***** Rows

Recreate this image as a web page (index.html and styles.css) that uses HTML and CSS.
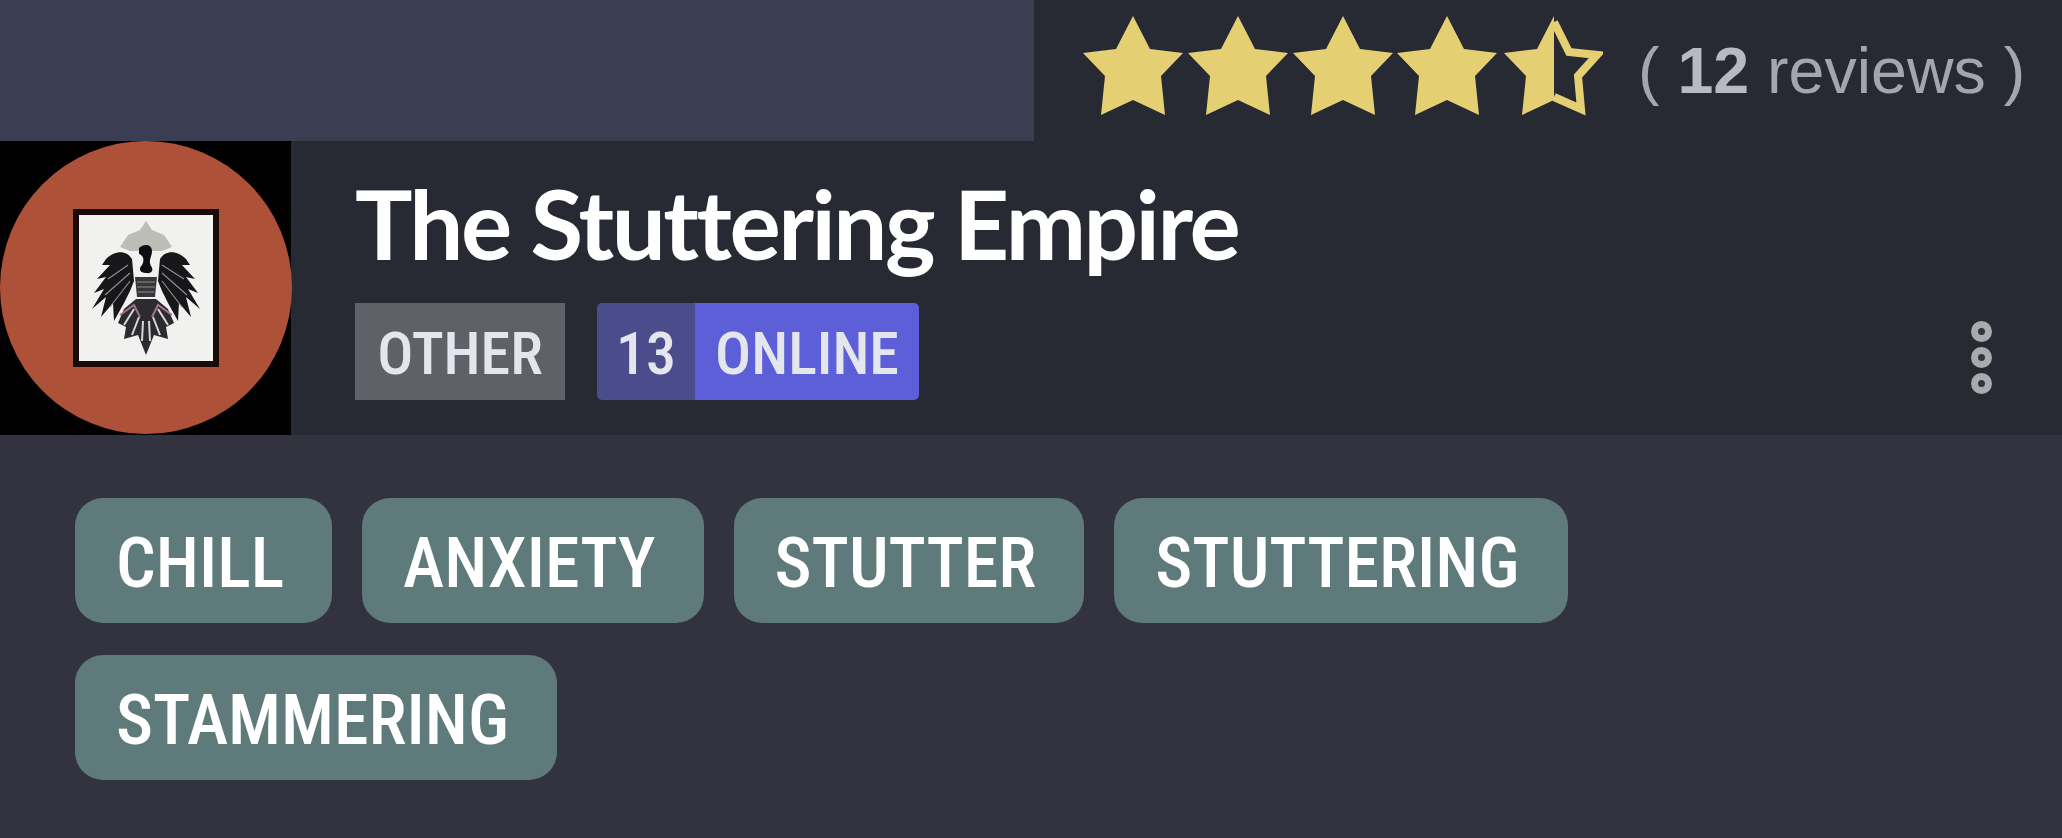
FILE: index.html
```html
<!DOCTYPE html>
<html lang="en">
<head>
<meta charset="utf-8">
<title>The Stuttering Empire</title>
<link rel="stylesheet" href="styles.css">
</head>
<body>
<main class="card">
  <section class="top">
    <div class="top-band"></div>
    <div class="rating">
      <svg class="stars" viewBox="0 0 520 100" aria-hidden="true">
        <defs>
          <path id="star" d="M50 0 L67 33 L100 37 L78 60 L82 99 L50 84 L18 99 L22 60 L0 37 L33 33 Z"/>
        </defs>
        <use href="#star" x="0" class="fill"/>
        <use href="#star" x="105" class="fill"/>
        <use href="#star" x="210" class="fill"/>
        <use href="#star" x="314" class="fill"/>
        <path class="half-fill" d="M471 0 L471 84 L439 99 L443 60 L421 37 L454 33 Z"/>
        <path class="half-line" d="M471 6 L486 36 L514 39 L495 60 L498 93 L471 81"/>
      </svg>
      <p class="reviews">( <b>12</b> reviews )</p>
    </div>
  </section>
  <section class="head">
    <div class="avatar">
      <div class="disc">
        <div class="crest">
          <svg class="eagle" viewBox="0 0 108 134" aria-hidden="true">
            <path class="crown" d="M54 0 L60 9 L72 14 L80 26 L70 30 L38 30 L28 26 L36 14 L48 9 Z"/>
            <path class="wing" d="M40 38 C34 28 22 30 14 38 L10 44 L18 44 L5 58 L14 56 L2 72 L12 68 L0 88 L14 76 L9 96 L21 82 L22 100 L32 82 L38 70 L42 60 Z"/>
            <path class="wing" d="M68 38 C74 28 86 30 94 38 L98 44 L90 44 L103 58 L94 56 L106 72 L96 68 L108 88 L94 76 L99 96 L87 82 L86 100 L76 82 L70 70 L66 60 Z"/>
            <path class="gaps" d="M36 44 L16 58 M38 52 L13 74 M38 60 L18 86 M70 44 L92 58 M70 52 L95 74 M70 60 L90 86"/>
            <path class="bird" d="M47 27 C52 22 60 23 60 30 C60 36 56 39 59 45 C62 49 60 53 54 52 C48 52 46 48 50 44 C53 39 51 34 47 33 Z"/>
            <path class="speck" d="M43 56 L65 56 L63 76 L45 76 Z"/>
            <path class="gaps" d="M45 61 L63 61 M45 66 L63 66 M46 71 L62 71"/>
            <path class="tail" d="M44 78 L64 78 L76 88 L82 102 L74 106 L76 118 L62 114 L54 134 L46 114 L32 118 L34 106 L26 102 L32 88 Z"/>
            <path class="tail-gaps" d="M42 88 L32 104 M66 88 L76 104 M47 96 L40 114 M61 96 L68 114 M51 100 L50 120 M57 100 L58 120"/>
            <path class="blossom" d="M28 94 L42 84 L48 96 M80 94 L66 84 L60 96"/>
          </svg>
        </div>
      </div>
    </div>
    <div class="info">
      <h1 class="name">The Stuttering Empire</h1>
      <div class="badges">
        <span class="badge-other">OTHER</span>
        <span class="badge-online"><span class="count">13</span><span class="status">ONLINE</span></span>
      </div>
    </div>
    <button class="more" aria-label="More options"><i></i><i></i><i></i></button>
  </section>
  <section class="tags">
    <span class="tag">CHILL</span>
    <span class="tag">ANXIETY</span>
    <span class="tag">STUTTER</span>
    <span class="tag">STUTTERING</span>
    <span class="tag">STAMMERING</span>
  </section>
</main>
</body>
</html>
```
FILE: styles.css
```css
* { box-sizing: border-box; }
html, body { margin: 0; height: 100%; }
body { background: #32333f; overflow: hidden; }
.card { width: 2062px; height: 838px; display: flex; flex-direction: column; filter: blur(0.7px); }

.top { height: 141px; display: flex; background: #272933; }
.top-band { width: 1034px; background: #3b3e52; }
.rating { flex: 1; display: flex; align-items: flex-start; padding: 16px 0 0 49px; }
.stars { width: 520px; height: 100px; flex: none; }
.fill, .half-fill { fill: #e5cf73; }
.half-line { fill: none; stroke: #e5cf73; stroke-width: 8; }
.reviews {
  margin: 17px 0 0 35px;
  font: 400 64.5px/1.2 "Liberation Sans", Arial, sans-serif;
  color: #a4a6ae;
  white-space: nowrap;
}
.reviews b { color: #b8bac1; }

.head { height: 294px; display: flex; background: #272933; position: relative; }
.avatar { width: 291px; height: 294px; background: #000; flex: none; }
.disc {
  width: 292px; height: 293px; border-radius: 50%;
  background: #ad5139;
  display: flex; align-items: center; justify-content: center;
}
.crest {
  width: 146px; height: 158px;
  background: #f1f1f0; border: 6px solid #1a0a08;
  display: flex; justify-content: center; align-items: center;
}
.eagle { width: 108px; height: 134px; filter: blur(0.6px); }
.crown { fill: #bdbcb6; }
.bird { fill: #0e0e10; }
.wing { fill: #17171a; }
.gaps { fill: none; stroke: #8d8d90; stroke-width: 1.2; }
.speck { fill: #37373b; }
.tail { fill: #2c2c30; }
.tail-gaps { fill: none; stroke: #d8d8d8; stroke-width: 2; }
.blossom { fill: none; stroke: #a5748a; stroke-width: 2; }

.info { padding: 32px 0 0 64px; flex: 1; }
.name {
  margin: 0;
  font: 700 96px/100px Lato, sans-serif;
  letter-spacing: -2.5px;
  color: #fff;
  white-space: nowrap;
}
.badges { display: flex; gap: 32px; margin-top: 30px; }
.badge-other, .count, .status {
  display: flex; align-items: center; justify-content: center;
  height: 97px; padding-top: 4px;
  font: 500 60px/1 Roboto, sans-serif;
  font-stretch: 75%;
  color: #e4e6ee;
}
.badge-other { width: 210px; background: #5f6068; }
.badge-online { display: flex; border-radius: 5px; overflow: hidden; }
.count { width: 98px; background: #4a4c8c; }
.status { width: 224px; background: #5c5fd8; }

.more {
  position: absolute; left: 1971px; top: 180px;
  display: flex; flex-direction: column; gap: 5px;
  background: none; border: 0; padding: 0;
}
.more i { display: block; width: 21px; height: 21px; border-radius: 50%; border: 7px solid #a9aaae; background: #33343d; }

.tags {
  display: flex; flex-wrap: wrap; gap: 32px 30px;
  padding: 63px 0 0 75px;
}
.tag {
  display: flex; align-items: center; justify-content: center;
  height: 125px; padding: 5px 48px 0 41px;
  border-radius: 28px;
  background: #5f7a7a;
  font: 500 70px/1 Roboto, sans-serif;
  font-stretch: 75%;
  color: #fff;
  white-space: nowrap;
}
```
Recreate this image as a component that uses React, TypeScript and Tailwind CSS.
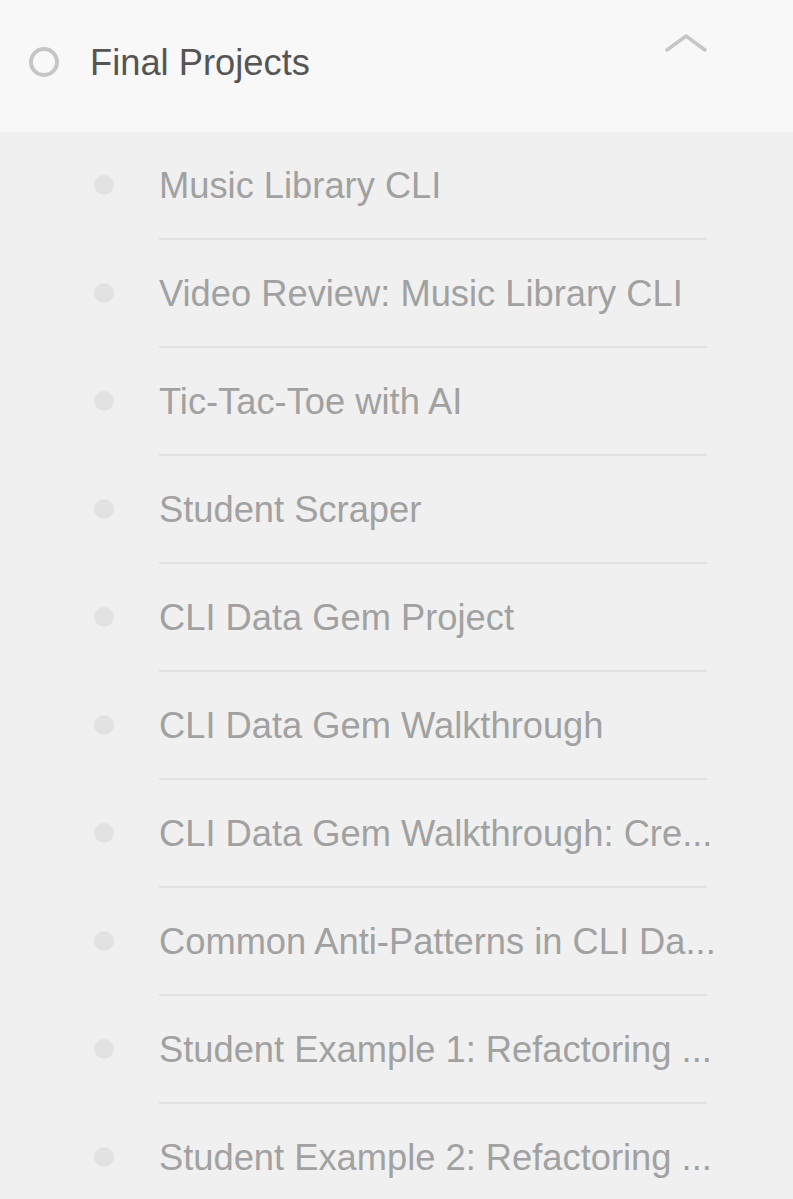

**********

Objective: Which lines in the records above contain the string "this"? Copy each one.

Final result:
Recreate this image as a web page (index.html and styles.css) that uses HTML and CSS.
Recreate this image as a component that uses React, TypeScript and Tailwind CSS.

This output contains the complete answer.